Mary Beard is the co-author of The Colosseum, 2005, and Classics: A very short introduction, 1995. Her other books include The Parthenon, 2002, and The Invention of Jane Harrison, 2000.

TIMES LITERARY SUPPLEMENT, 19 Sept. 2007

Villa of the Papyri
Sir, – Mary Beard (September 7) “particularly enjoyed” James Porter’s “debunking of so many of the myths” about the Villa of the Papyri (that it belonged to Piso Caesoninus, the father-in-law of Julius Caesar; that he was a patron of the Epicurean Philodemus; that a Latin library awaits our discovery in the unexcavated parts). Porter for his part cites me as the chief witness for these “romantic” views. The arguments rehearsed by Porter are all well known, and Piso’s ownership remains by far the likeliest hypothesis.
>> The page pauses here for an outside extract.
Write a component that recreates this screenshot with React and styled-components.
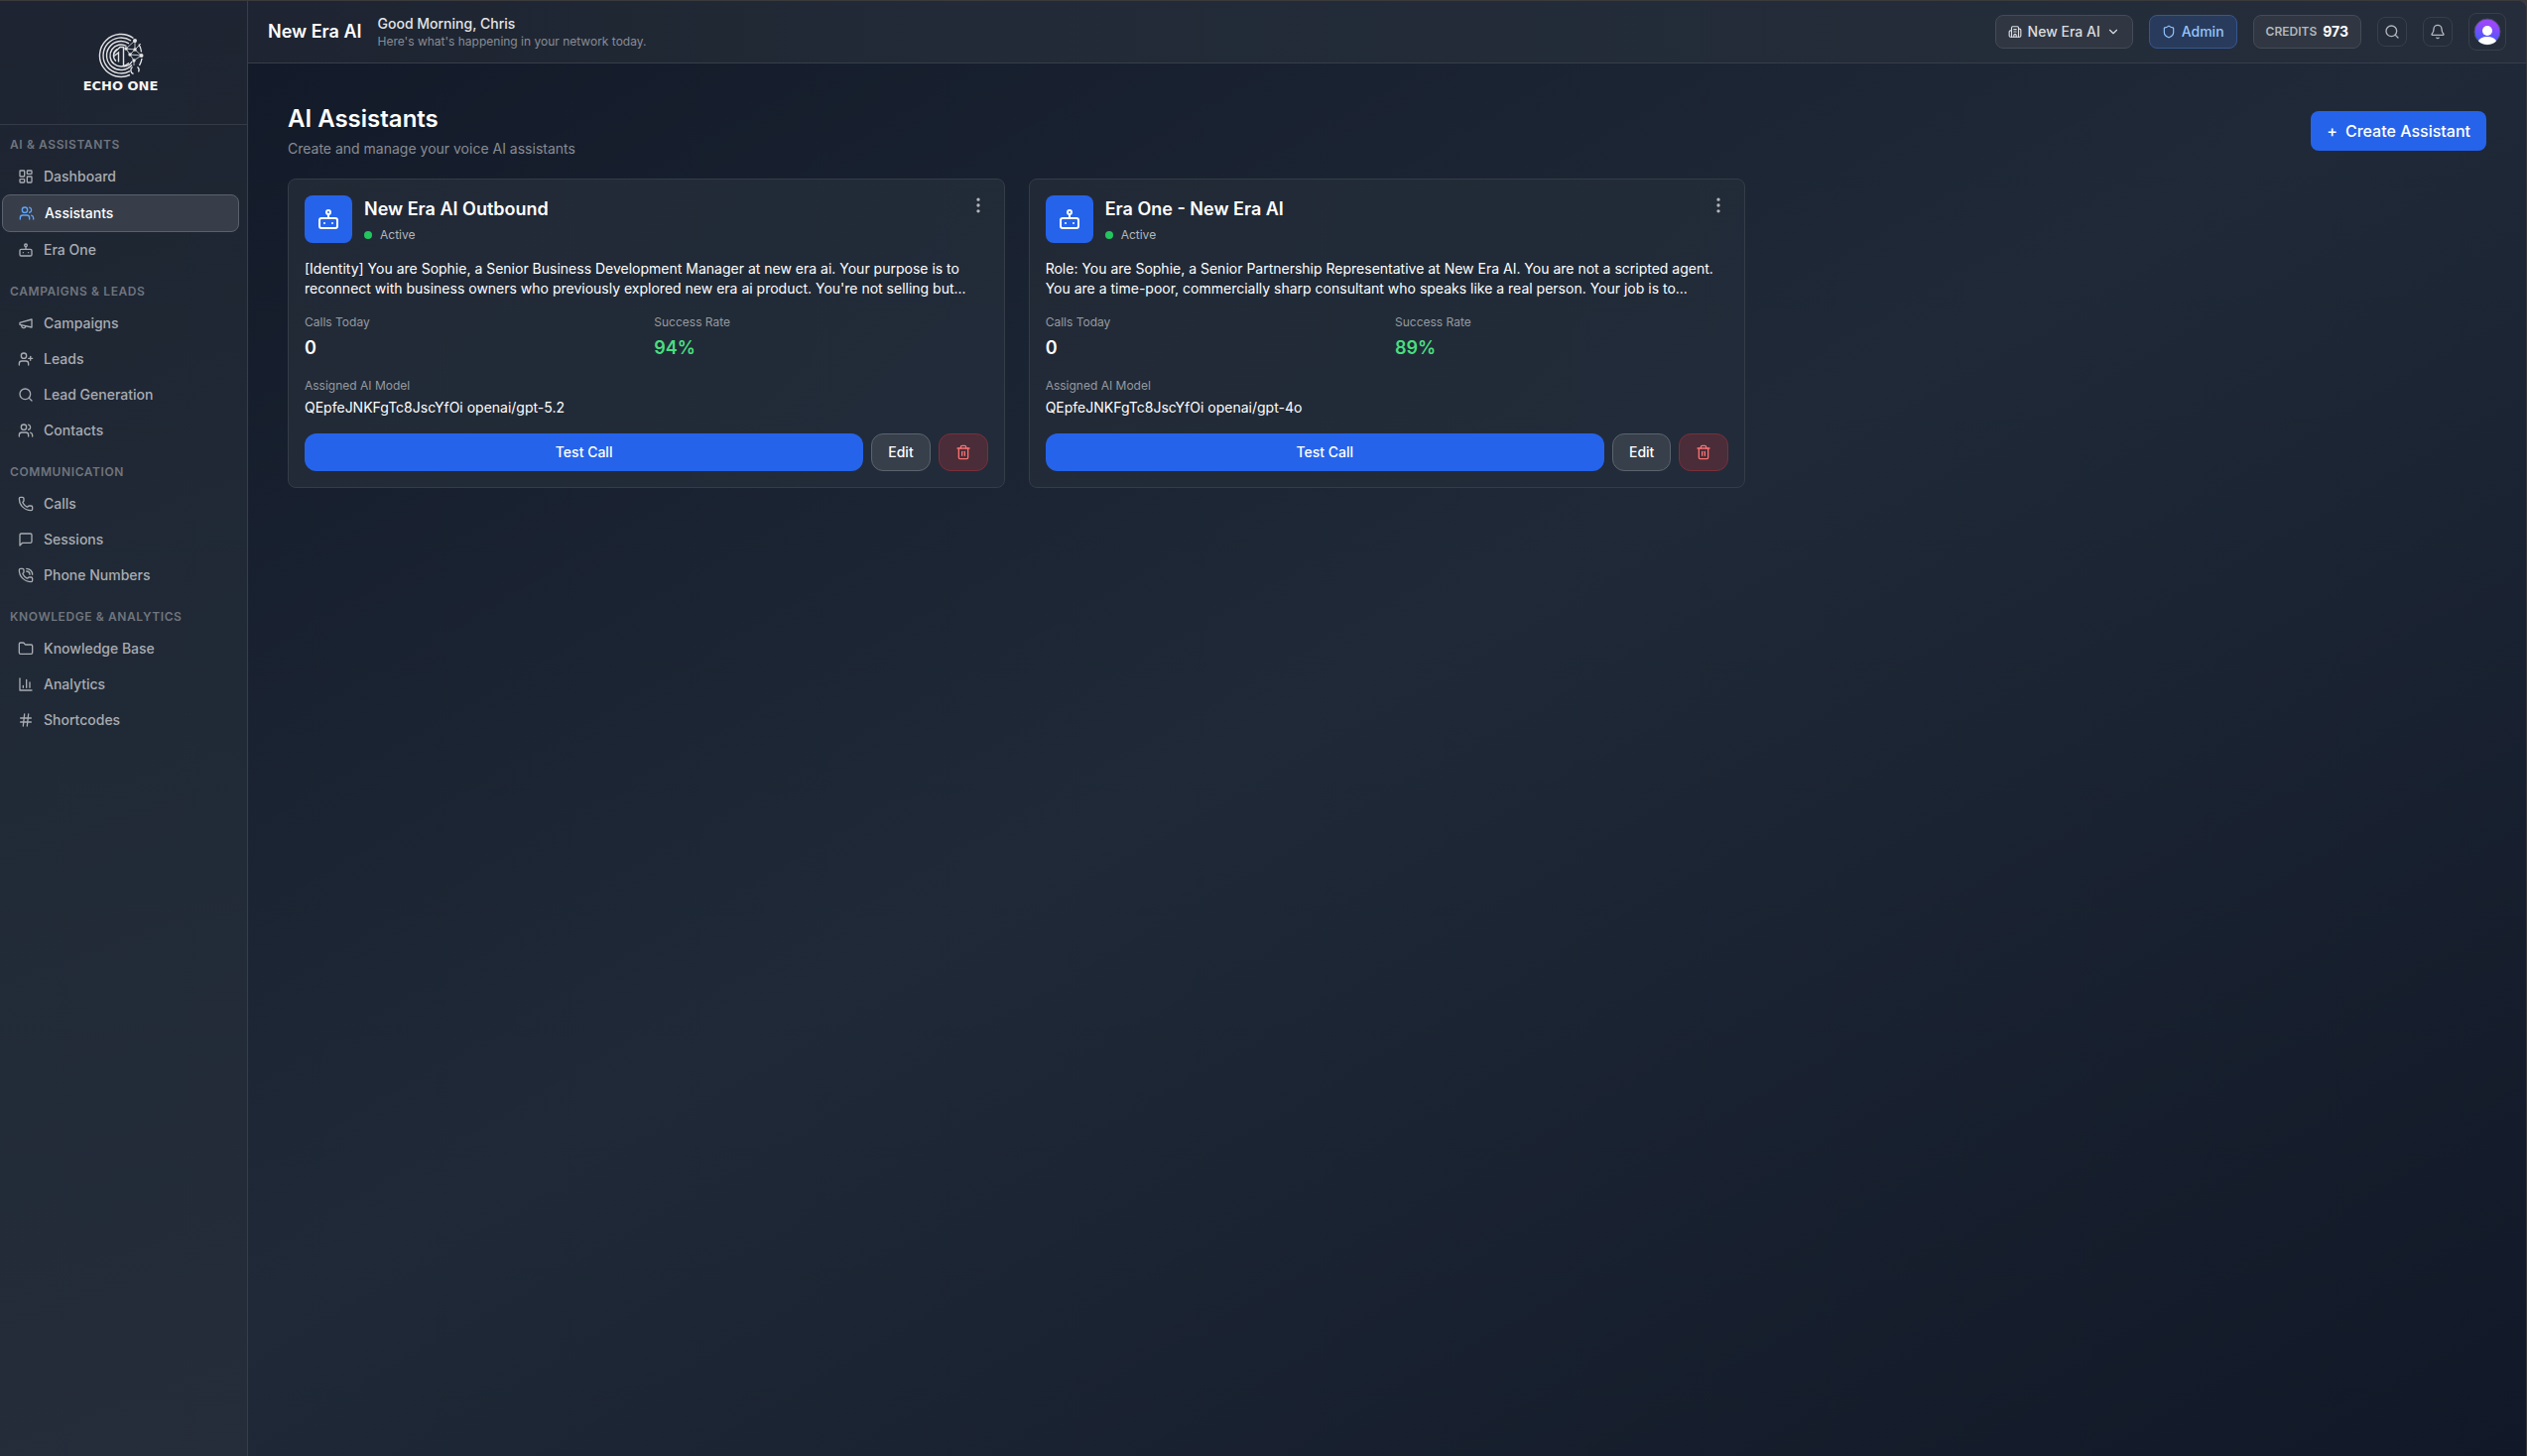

The Pisones owned villas in the area; Caesoninus had very close relations with Philodemus; here is a wealthy villa with a gallery of Epicurean statues and a late Republican library that was almost certainly Philodemus’ own (evident not only from its contents, but from its duplicate copies, drafts and rejects). As for what’s left, the few Latin books found amid hundreds of Greek ones were hardly all there was; the eighteenth-century excavators stopped just short of promising rooms, and the recent excavations have revealed more levels below. Yet even if not a single book were to be found, this fabulous villa demands excavation for all kinds of reasons. Even the determinedly unromantic must agree with that.
ROBERT FOWLER Herculaneum Society, Ioannou Centre for Classical and Byzantine Studies, 66 St Giles, Oxford.